Quand on regarde son chemin parcouru depuis « Toy Story » en 1995, la carrière du studio Pixar a quelque chose de profondément admirable. Inventifs, intemporels, universels, leurs longs-métrages sont porteurs d’émotions puissantes, et la capacité de renouvellement du studio laisse sans voix. Pourtant, les thèmes abordés ne changent jamais fondamentalement, mais les scénaristes arrivent toujours à leur donner une nouvelle dimension. Et si la thématique de l’enfance est présente dans chacun de leurs films, leur dernière production « Vice-Versa » en retranscrit l’essence même.
En fin psychanalystes, les scénaristes de Pixar ont donc imaginés ce qui gouvernait nos réactions, nos souvenirs, nos rêves, bref : nos émotions. Et ils l’ont résumé en bien peu de chose, cinq personnages, à l’intérieur de nos têtes : Colère, Dégoût, Peur, Tristesse et leur leader, Joie. Car oui, dans la période de l’enfance, c’est principalement la joie qui nous anime, et c’est aussi le cas Riley, une jeune fille de 11 ans qui va pourtant voir ses émotions se dérégler lors de son déménagement à San Francisco. D’une manière bougrement intelligente, Pixar développe donc la perte de repère d’une pré-adolescente qui voit le monde qu’elle connaissait s’écrouler autour d’elle. Tout cela en montrant principalement les déboires de ses émotions, qui vont tout faire pour tenter de remettre leur protégé sur le droit chemin, celui du bonheur. Dit ainsi, cela peut paraître simpliste et même un peu réducteur. Il n’en est pourtant rien : en explorant aussi bien le monde des souvenirs que des rêves, sans oublier l’abîme des souvenirs oubliés, Pixar construit une fresque psychologique d’une authenticité profonde.

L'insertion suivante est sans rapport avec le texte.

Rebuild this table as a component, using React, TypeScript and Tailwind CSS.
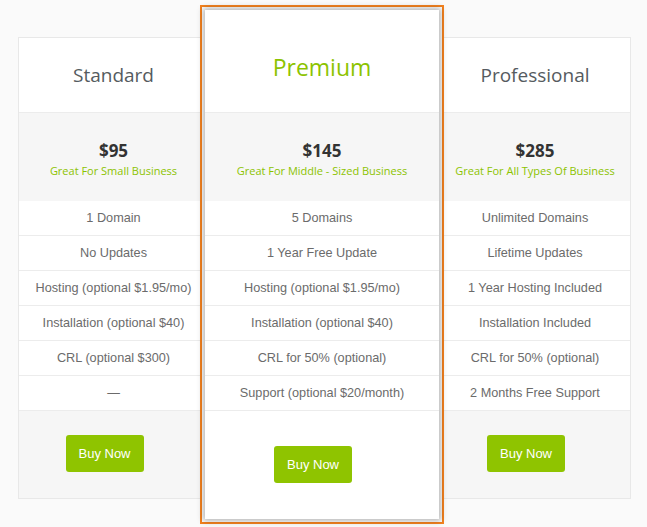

Avec ce monde onirique en perpétuelle évolution, le studio veut montrer que les valeurs d’un être humain ne sont jamais gravés dans le marbre, et la disparition de certains pans de notre vie, aussi douloureuse soit-elle, est nécessaire. Un propos donc plus touffu et nuancé qu’il n’y paraît. Accompagné heureusement du savoir-faire des studios, avec une qualité d’animation toujours repoussée et impressionnante, et des gags en veux-tu en voilà pour soutenir l’attention du spectateur. Le déroulement du récit trouve parfois ses limites lorsque les personnages veulent atteindre une certaine destination mais sont constamment empêchés par des rebondissements qui bloquent un peu la progression des évènements. Qu’importe, le film est d’une inventivité à toutes épreuves, et provoque de très nombreux éclats de rires sincères.
L’attente fut longue (licenciements de la part de Disney obligent, il n’y a pas eu de Pixar l’année dernière) mais est largement comblée. « Vice-Versa » s’impose comme un film d’animation à la fois hilarant et touchant, qui propose en seconde lecture une réflexion sur la psychologie humaine fichtrement réjouissante et décomplexée, mais qui n’a rien d’écervelée. Certainement la meilleure production Pixar depuis « Toy Story 3 ».